In cella il nipote, fidato segretario del boss

Il suo codice era il numero 123. Smistava i pizzini, curava gli spostamenti dello zio e teneva i contatti con il medico, il numero 60

Mariateresa Conti

da Palermo

In codice era il numero 123. Nella sostanza, un «segretario particolare», la persona che smistava i «pizzini» con cui Provenzano per anni ha comandato senza problemi un'organizzazione complessa qual è Cosa nostra. Insomma, un factotum. Un factotum fidatissimo, tanto più che del superboss inafferrabile per 43 anni è anche parente stretto, il figlio della sorella.
Torna in carcere con l'accusa di associazione mafiosa Carmelo Gariffo, 47 anni, nipote prediletto di Bernardo Provenzano. Le manette sono scattate all'alba di ieri, nell'abitazione di Corleone dell'uomo, sulla base degli elementi raccolti dopo l'arresto del superboss, lo scorso 11 aprile. Ad incastrare Gariffo, i «pizzini» trovati nel covo del superboss, una vera miniera una volta interpretato il codice con cui Provenzano indicava, con appositi numeri, le persone. Gariffo era appunto il 123, e di «pizzini» a lui diretti o suoi ne sono stati trovati parecchi. E di vario genere. Da uno si evince che il 20 aprile il boss avrebbe dovuto sottoporsi ad un controllo medico, in un luogo diverso dal covo di Montagna dei Cavalli, controllo saltato a causa dell'arresto, nove giorni prima.
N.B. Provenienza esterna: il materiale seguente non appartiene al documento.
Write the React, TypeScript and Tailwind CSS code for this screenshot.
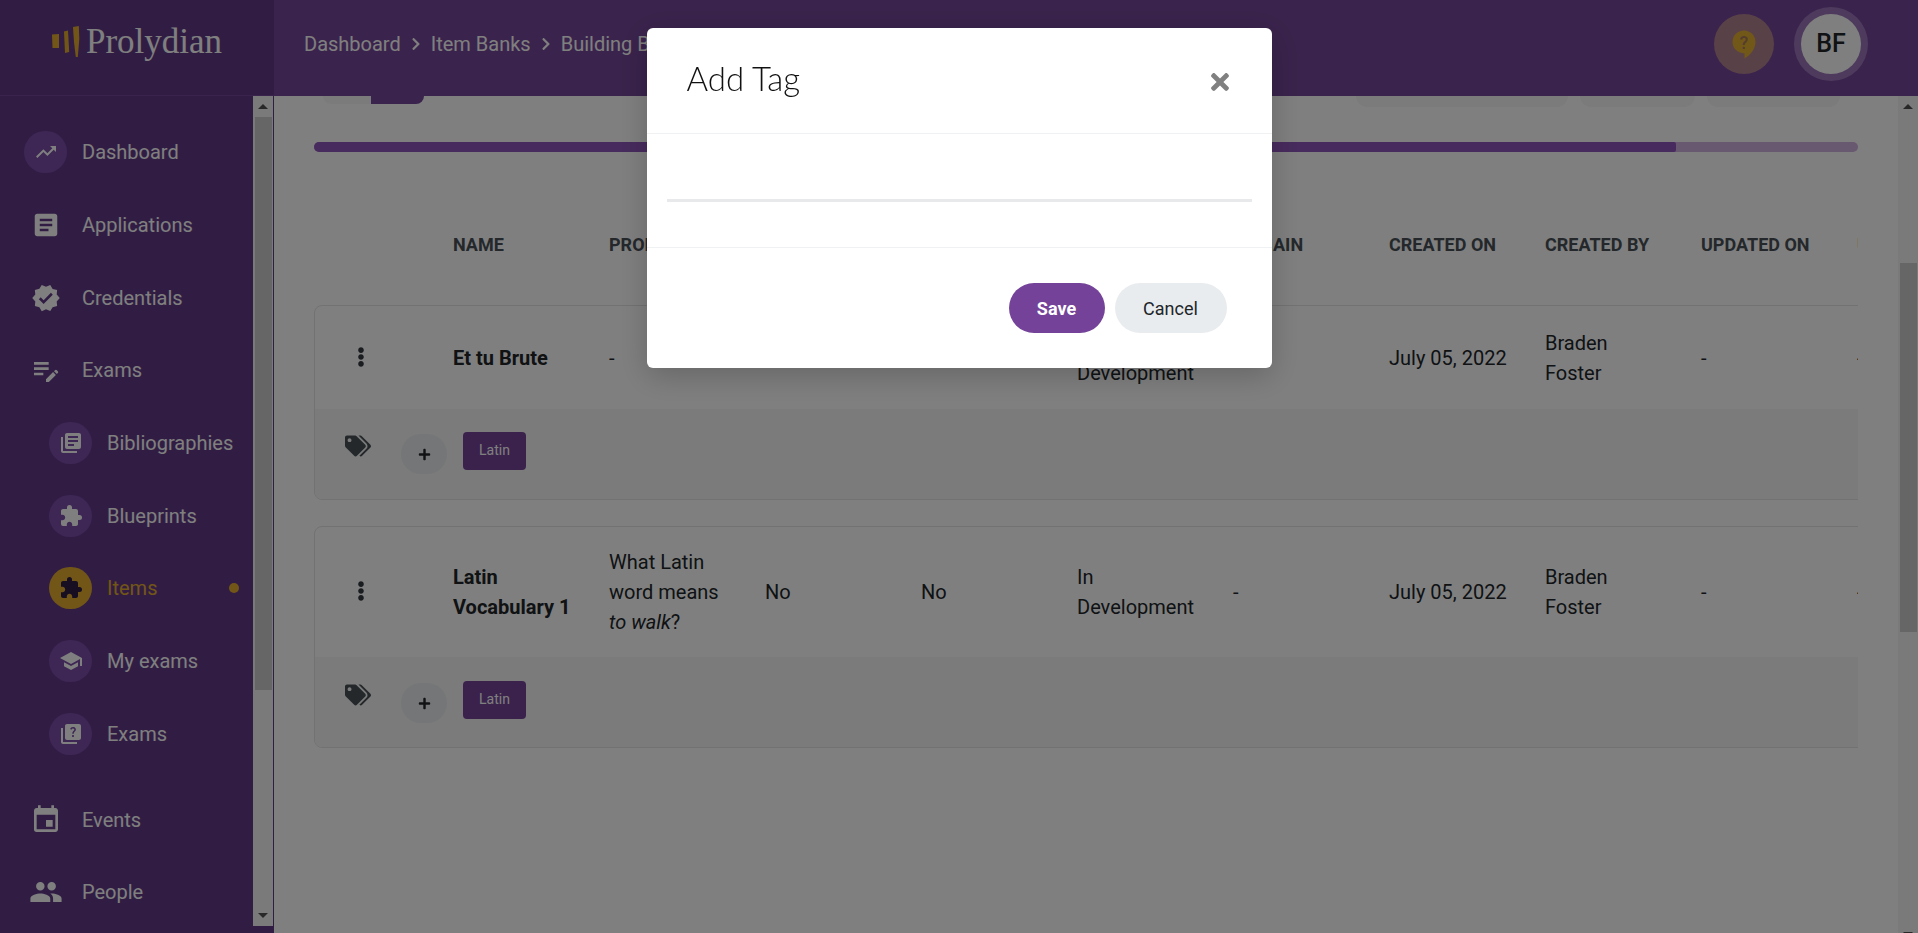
import { ReactNode } from "react";
import {
  MdTrendingUp,
  MdArticle,
  MdVerified,
  MdEditNote,
  MdLibraryBooks,
  MdExtension,
  MdSchool,
  MdQuiz,
  MdEvent,
  MdPeople,
} from "react-icons/md";
import { FaTags, FaTimes, FaEllipsisV, FaPlus, FaChevronRight } from "react-icons/fa";

const font = "font-['Roboto',sans-serif]";

const HelpIcon = () => (
  <svg width="24" height="29" viewBox="0 0 24 29">
    <path
      d="M12 .5C5.600.5.500 5.600.500 12c0 6.100 4.800 11.100 12 11.400V28.500c5-2.600 11-9.400 11-16.500C23.500 5.600 18.400.5 12 .5z"
      fill="#e3b030"
    />
    <text x="12" y="18.500" textAnchor="middle" fontSize="18" fontWeight="500" fill="#a87a5a" fontFamily="Roboto, sans-serif">
      ?
    </text>
  </svg>
);

const LogoMark = () => (
  <svg width="28" height="31" viewBox="0 0 28 31">
    <path d="M0 8.500l7-.5v14H.500z" fill="#e5ad2e" />
    <path d="M12 5.500l4-1 1.200 21.500-4.200 1z" fill="#e5ad2e" />
    <path d="M21 1l5.800-1 .5 13-1.500 18h-2l-1.800-15z" fill="#e5ad2e" />
  </svg>
);

const NavItem = ({
  icon,
  label,
  sub,
  circle,
  active,
}: {
  icon: ReactNode;
  label: string;
  sub?: boolean;
  circle?: boolean;
  active?: boolean;
}) => (
  <div className={`h-[72.700px] flex items-center relative ${sub ? "pl-[49px]" : "pl-[24px]"}`}>
    <div
      className={`w-[43px] h-[42px] rounded-full flex items-center justify-center text-[24px] ${
        active ? "bg-[#e5ad2e] text-[#311d44]" : circle ? "bg-[#7c4dab] text-white" : "text-white"
      }`}
    >
      {icon}
    </div>
    <span className={`ml-[15px] text-[20px] ${active ? "text-[#e5ad2e]" : "text-white"}`}>{label}</span>
    {active && <span className="absolute right-[14px] w-[10px] h-[10px] rounded-full bg-[#e5ad2e]" />}
  </div>
);

const Scrollbar = ({ top, height, className }: { top: number; height: number; className?: string }) => (
  <div className={`w-[20px] shrink-0 bg-[#f5f5f5] flex flex-col items-center ${className ?? ""}`}>
    <div className="h-[21px] shrink-0 flex items-center justify-center">
      <div className="w-0 h-0 border-x-[5px] border-x-transparent border-b-[5px] border-b-[#505050]" />
    </div>
    <div className="flex-1 w-full min-h-0 pl-[2px] pr-[1px]">
      <div className="w-full bg-[#cdcdcd]" style={{ marginTop: top, height }} />
    </div>
    <div className="h-[21px] shrink-0 flex items-center justify-center">
      <div className="w-0 h-0 border-x-[5px] border-x-transparent border-t-[5px] border-t-[#505050]" />
    </div>
  </div>
);

const Cell = ({ children, bold }: { children?: ReactNode; bold?: boolean }) => (
  <div className={`w-[156px] shrink-0 pr-[12px] ${bold ? "font-bold" : ""}`}>{children}</div>
);

const ItemCard = ({
  name,
  prompt,
  flags,
  height,
  stripTop,
}: {
  name: ReactNode;
  prompt: ReactNode;
  flags: string;
  height: number;
  stripTop: string;
}) => (
  <div className="w-[1700px] border border-[#e4e4e4] rounded-[8px] text-[#212529] text-[20px] leading-[30px] overflow-hidden">
    <div className="flex items-center" style={{ height }}>
      <div className="w-[138px] shrink-0 pl-[36px] text-[#343a40] text-[20px] mt-[-2px]">
        <FaEllipsisV />
      </div>
      <Cell bold>{name}</Cell>
      <Cell>{prompt}</Cell>
      <Cell>{flags}</Cell>
      <Cell>{flags}</Cell>
      <Cell>
        In
        <br />
        Development
      </Cell>
      <Cell>-</Cell>
      <Cell>July 05, 2022</Cell>
      <Cell>
        Braden
        <br />
        Foster
      </Cell>
      <Cell>-</Cell>
      <Cell>-</Cell>
    </div>
    <div className={`h-[90px] bg-[#f4f7f4] flex items-start pl-[30px] ${stripTop}`}>
      <FaTags className="text-[#495057] text-[26px] mt-[1px]" />
      <div className="ml-[30px] w-[46px] h-[40px] mt-[2px] rounded-full bg-[#e9ecef] flex items-center justify-center text-[#212529] text-[13px]">
        <FaPlus />
      </div>
      <div className="ml-[16px] w-[63px] h-[38px] rounded-[4px] bg-[#74449a] text-white text-[14px] leading-[36px] text-center">Latin</div>
    </div>
  </div>
);

export default function App() {
  return (
    <div className={`h-[933px] w-[1918px] overflow-hidden flex flex-col bg-white ${font}`}>
      <header className="h-[96px] shrink-0 flex bg-[#744799] text-white">
        <div className="w-[274px] shrink-0 bg-[#623a88] border-b border-[#74499c] flex items-center pl-[52px] pb-[12px]">
          <LogoMark />
          <span className="ml-[6px] font-['Liberation_Serif',serif] text-[35px] leading-none">Prolydian</span>
        </div>
        <nav className="flex items-center pl-[30px] text-[20px] mb-[8px]">
          <span>Dashboard</span>
          <FaChevronRight className="text-[14px] mx-[8px]" />
          <span>Item Banks</span>
          <FaChevronRight className="text-[14px] mx-[8px]" />
          <span>Building Blocks</span>
        </nav>
        <div className="ml-auto flex items-center pr-[57px] mb-[8px]">
          <div className="w-[60px] h-[60px] rounded-full bg-[#b28290] flex items-center justify-center">
            <HelpIcon />
          </div>
          <div className="ml-[27px] w-[60px] h-[60px] rounded-full bg-white ring-[7px] ring-[#9b75bb] flex items-center justify-center text-[#212529] text-[25px] font-medium">
            BF
          </div>
        </div>
      </header>

      <div className="flex-1 min-h-0 flex">
        <aside className="w-[274px] shrink-0 bg-[#623a88] flex items-start">
          <div className="w-[253px] pt-[20px] text-white">
            <NavItem circle icon={<MdTrendingUp />} label="Dashboard" />
            <NavItem icon={<MdArticle className="text-[30px]" />} label="Applications" />
            <NavItem icon={<MdVerified className="text-[30px]" />} label="Credentials" />
            <NavItem icon={<MdEditNote className="text-[32px]" />} label="Exams" />
            <NavItem sub circle icon={<MdLibraryBooks />} label="Bibliographies" />
            <NavItem sub circle icon={<MdExtension />} label="Blueprints" />
            <NavItem sub active icon={<MdExtension />} label="Items" />
            <NavItem sub circle icon={<MdSchool />} label="My exams" />
            <NavItem sub circle icon={<MdQuiz />} label="Exams" />
            <div className="h-[13px]" />
            <NavItem icon={<MdEvent className="text-[32px]" />} label="Events" />
            <NavItem icon={<MdPeople className="text-[34px]" />} label="People" />
          </div>
          <Scrollbar top={0} height={573} className="h-[830px]" />
        </aside>

        <main className="flex-1 min-w-0 flex overflow-hidden">
          <div className="w-[1624px] shrink-0 px-[40px]">
            <div className="w-[1544px] overflow-hidden">
              <div className="h-[8px] relative">
                <div className="absolute left-[9px] top-0 w-[48px] h-[8px] bg-[#f4f7f4] rounded-bl-[40px]" />
                <div className="absolute left-[57px] top-0 w-[53px] h-[8px] bg-[#744799] rounded-br-[24px]" />
              </div>
              <div className="absolute top-[96px] left-[1356px] w-[212px] h-[11px] bg-[#f4f7f4] rounded-b-[30px]" />
              <div className="absolute top-[96px] left-[1580px] w-[115px] h-[11px] bg-[#f4f7f4] rounded-b-[30px]" />
              <div className="absolute top-[96px] left-[1707px] w-[133px] h-[11px] bg-[#f4f7f4] rounded-b-[30px]" />
              <div className="mt-[38px] h-[10px] rounded-full bg-[#d0b0e0] overflow-hidden">
                <div className="h-full w-[1362px] bg-[#8e56bc] rounded-r-[2px]" />
              </div>
              <div className="flex h-[153px] items-center text-[#495057] text-[18px] font-bold whitespace-nowrap pl-[139px] pt-[31px]">
                {["NAME", "PROMPT", "SCORED", "SHUFFLE", "STATUS", "DOMAIN", "CREATED ON", "CREATED BY", "UPDATED ON", "UPDATED BY"].map((h) => (
                  <div key={h} className="w-[156px] shrink-0">
                    {h}
                  </div>
                ))}
              </div>
              <ItemCard name="Et tu Brute" prompt="-" flags="" height={103} stripTop="pt-[23px]" />
              <div className="h-[26px]" />
              <ItemCard
                name={
                  <>
                    Latin
                    <br />
                    Vocabulary 1
                  </>
                }
                prompt={
                  <>
                    What Latin
                    <br />
                    word means
                    <br />
                    <em>to walk</em>?
                  </>
                }
                flags="No"
                height={130}
                stripTop="pt-[24px]"
              />
            </div>
          </div>
          <Scrollbar top={146} height={369} className="h-[849px]" />
        </main>
      </div>

      {/* modal */}
      <div className="fixed inset-0 bg-black/50 flex justify-center items-start pt-[28px]">
        <div className="w-[625px] h-[340px] bg-white rounded-[6px] shadow-[0_8px_30px_rgba(0,0,0,0.2)] flex flex-col">
          <div className="h-[106px] shrink-0 border-b border-[#f0f1f2] flex items-center pl-[40px] pr-[39px] justify-between">
            <h2 className="font-['Lato',sans-serif] font-light text-[33px] text-[#111] mb-[3px]">Add Tag</h2>
            <FaTimes className="text-[#808080] text-[26px] mb-[-2px]" />
          </div>
          <div className="h-[114px] shrink-0 border-b border-[#f0f1f2] px-[20px] pt-[65px]">
            <div className="h-[3px] bg-[#e7e9eb]" />
          </div>
          <div className="flex-1 flex justify-end items-start gap-[10px] pt-[35px] pr-[45px] text-[18px]">
            <button className="w-[96px] h-[50px] rounded-full bg-[#744399] text-white font-bold">Save</button>
            <button className="w-[112px] h-[50px] rounded-full bg-[#e9ecef] text-[#212529]">Cancel</button>
          </div>
        </div>
      </div>
    </div>
  );
}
Da un altro «pizzino» si comprende che il numero 60 deve essere un medico o un infermiere, visto che sprona il superboss a curarsi, dando la sua disponibilità ad andare a fare un prelievo a domicilio al superlatitante. Il numero 5, invece, dovrebbe essere l'autista di Provenzano, l'uomo cui il superboss si affidava per i suoi spostamenti in auto. Gariffo si sarebbe occupato anche delle questioni familiari: sempre dai «pizzini» emerge infatti che ha fatto da tramite in una diatriba tra Bernardo Provenzano e il fratello Simone, e che è stato lui ad occuparsi del viaggio a Marsiglia di Bernardo Provenzano per l'operazione alla prostata. A Gariffo è stato inoltre sequestrato un computer nascosto in un ufficio segreto a sua disposizione. Un pc che, si spera, potrà dire molto sugli affari di Provenzano.
Una vecchia conoscenza, per gli inquirenti, Carmelo Gariffo. Con l'accusa di avere riciclato i soldi dello zio - all'epoca latitante - ha già scontato otto anni di reclusione. Tra l'altro, è il suocero di Giuseppe Lo Bue, il collega di lavoro di Angelo Provenzano arrestato insieme col padre per favoreggiamento al superboss. E proprio sui precedenti penali di Gariffo si innesta una polemica politica: quella tra il presidente della Regione Sicilia, Salvatore Cuffaro, e l'ex sindaco di Corleone, il diessino Pippo Cipriani. Sui presunti legami tra la sinistra e Gariffo, Cuffaro è andato giù duro: «Carmelo Gariffo - rileva Cuffaro - era socio di una cooperativa, denominata Millennium, che a Corleone, negli anni in cui era sindaco Giuseppe Cipriani, esponente di spicco dei Ds e altro gran teorico dell'antimafia - si occupava della raccolta dei rifiuti. Con un contratto, neanche a dirlo, siglato tra la stessa cooperativa Millennium e quell'amministrazione comunale. I rapporti tra la famiglia Gariffo e l'amministrazione comunale di Corleone dell'epoca dovevano essere piuttosto saldi, se è vero che si contano ben 12 contratti, firmati sempre dall'allora sindaco Cipriani, con la Edil Gamma, società riconducibile al fratello di Carmelo Gariffo, Michele Arcangelo». Pronta la replica di Cipriani: «Gariffo entrò come socio nella cooperativa Millennium quando non ero più sindaco a Corleone.

Anzi, come opposizione, facemmo una battaglia per fare sciogliere la cooperativa». Ma il Governatore controreplica: «Cipriani si arrampica sugli specchi. Non spiega perché ha firmato ben 12 contratti con la Edil Gamma, riconducibile a Michele Arcangelo Gariffo, fratello di Carmelo Gariffo».